• _SOURCE EXCERPT_
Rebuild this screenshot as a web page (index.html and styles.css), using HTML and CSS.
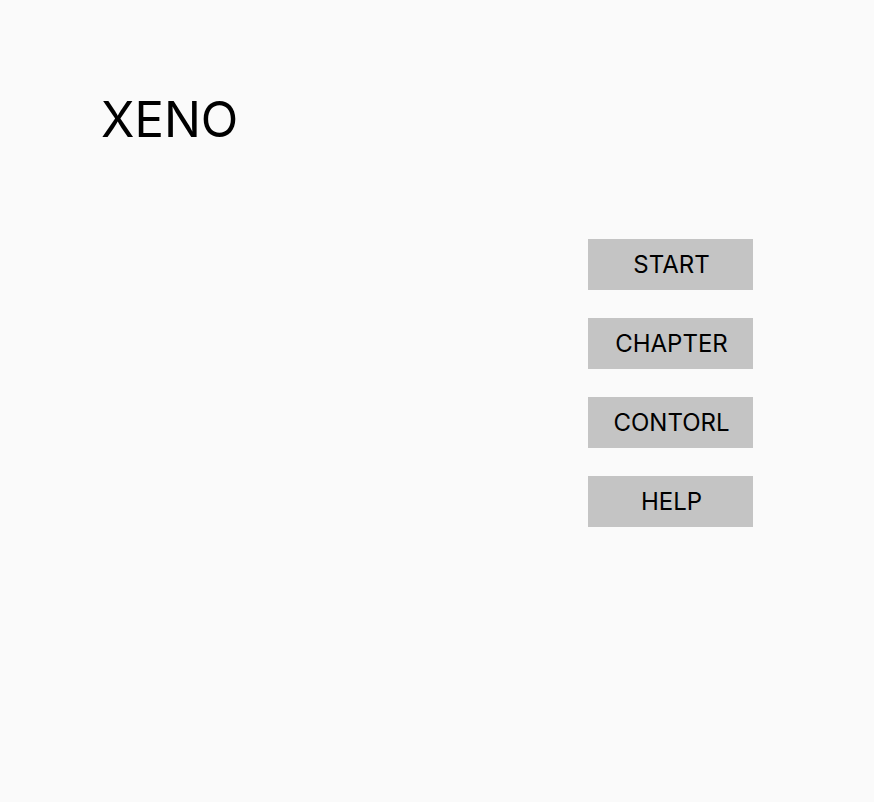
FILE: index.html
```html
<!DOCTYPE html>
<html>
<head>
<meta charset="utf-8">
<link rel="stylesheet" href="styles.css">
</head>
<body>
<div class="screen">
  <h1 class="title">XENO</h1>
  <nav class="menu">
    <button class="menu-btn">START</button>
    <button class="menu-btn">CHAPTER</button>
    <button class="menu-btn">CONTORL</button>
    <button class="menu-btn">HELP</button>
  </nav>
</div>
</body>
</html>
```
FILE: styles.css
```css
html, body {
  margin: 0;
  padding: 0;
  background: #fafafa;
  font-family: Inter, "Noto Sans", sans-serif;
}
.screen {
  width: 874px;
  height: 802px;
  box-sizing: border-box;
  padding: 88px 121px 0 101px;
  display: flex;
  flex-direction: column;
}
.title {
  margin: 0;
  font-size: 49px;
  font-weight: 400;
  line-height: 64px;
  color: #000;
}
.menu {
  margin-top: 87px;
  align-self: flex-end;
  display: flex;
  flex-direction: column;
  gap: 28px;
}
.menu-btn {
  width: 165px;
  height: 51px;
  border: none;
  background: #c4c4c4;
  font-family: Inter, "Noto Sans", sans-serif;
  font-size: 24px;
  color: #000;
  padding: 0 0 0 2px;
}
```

• _EXERCISE_
From the material above, copy everything exactly but the pictures.

• _SOLUTION_
Rebuild this screenshot as a web page (index.html and styles.css), using HTML and CSS.
FILE: index.html
```html
<!DOCTYPE html>
<html>
<head>
<meta charset="utf-8">
<link rel="stylesheet" href="styles.css">
</head>
<body>
<div class="screen">
  <h1 class="title">XENO</h1>
  <nav class="menu">
    <button class="menu-btn">START</button>
    <button class="menu-btn">CHAPTER</button>
    <button class="menu-btn">CONTORL</button>
    <button class="menu-btn">HELP</button>
  </nav>
</div>
</body>
</html>
```
FILE: styles.css
```css
html, body {
  margin: 0;
  padding: 0;
  background: #fafafa;
  font-family: Inter, "Noto Sans", sans-serif;
}
.screen {
  width: 874px;
  height: 802px;
  box-sizing: border-box;
  padding: 88px 121px 0 101px;
  display: flex;
  flex-direction: column;
}
.title {
  margin: 0;
  font-size: 49px;
  font-weight: 400;
  line-height: 64px;
  color: #000;
}
.menu {
  margin-top: 87px;
  align-self: flex-end;
  display: flex;
  flex-direction: column;
  gap: 28px;
}
.menu-btn {
  width: 165px;
  height: 51px;
  border: none;
  background: #c4c4c4;
  font-family: Inter, "Noto Sans", sans-serif;
  font-size: 24px;
  color: #000;
  padding: 0 0 0 2px;
}
```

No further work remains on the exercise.